Equally fascinating is Brilliant Labs’ partitioning of AI processing across multiple layers of compute. Some AI functionality happens directly inside the glasses themselves using the Alif device. For example, the glasses can perform low-power audio activity detection locally. If the system detects that the wearer is engaged in conversation, it can wake up additional processing functions and begin streaming relevant data to the user’s smartphone over Bluetooth.

The smartphone, meanwhile, performs significantly more sophisticated AI inference using the handset’s own neural processing hardware. According to Bobak, Brilliant Labs has managed to run models directly on the phone’s NPU for both speech and image processing. Only compact numerical representations—known as embeddings—are then transmitted to cloud services for higher-level contextual reasoning and memory retrieval.

This architecture is actually rather clever. It reduces latency, lowers cloud processing costs, conserves bandwidth, and significantly improves privacy. And, speaking of privacy, this is one area where Brilliant Labs appears eager to differentiate itself from certain larger technology companies who shall remain nameless (we all know who you are), but whose business models may perhaps be described as “vacuum up absolutely everything and ask awkward questions later.”

Interestingly, Halo does not include an LED that lights up whenever the camera is active. At first glance, this might sound alarming. However, Bobak explained that the company deliberately chose not to continuously record and store raw audio or video data. Instead, information is rapidly transformed into the aforementioned embeddings, which are essentially mathematical summaries capturing the important features of what was seen or heard. Rather than storing actual photographs, conversations, or video recordings, the system stores numerical strings that represent the semantic characteristics of the information.

Bobak likened this to the way fingerprint systems often store extracted feature information rather than complete raw images. This means that even if, against all odds, someone somehow managed to access the stored embeddings, they would not find meaningful, human-readable recordings waiting to be viewed.

Now, obviously, some readers will still have concerns regarding privacy, and that’s entirely understandable. Personally, however, I find Brilliant Labs’ architectural approach considerably more reassuring than systems whose entire business model depends upon hoovering vast quantities of personal data into centralized storage silos.

Finally, there’s manufacturing. Halo isn’t some speculative laboratory prototype assembled by hand beneath a flickering light bulb in a mysterious basement workshop. According to Bobak, the glasses are currently being mass-produced by Foxconn, which certainly lends a degree of industrial credibility to our story.

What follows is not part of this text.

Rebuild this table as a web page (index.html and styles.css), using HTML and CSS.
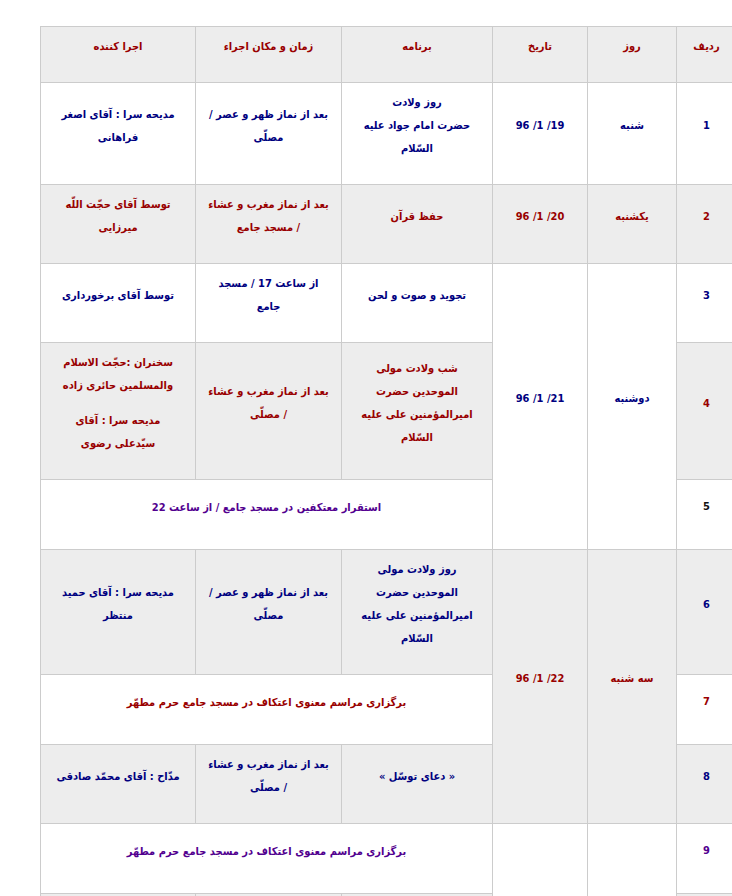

At the time of writing, Halo glasses are priced at $349 in the United States, which is surprisingly approachable considering the technology involved. In fact, when you compare this against the eyewatering prices attached to some competing AI/AR systems, Halo starts looking remarkably affordable.

Ironically, one of the killer applications for this sort of technology may be something magnificently mundane: remembering where we left things like our car keys. When I think of the countless hours of frustration I’ve spent looking for things like breadboards (“In the white container in the garage”), sensors (“In the gray container in the closet under your hiking boots”), and tools (“You just covered your wire strippers with your notepad, you bozo!”), I quickly conclude that a pair of Halo glasses would pay for themselves in just a couple of months.

Will devices like Halo ultimately become as commonplace as smartphones? I honestly have no idea (although I have a sneaking suspicion they will). But I do know this: for the first time in quite a while, I find myself looking at a wearable AI platform and thinking, “This doesn’t feel like yet another technology demo; it actually feels like a tempting taste of things to come!”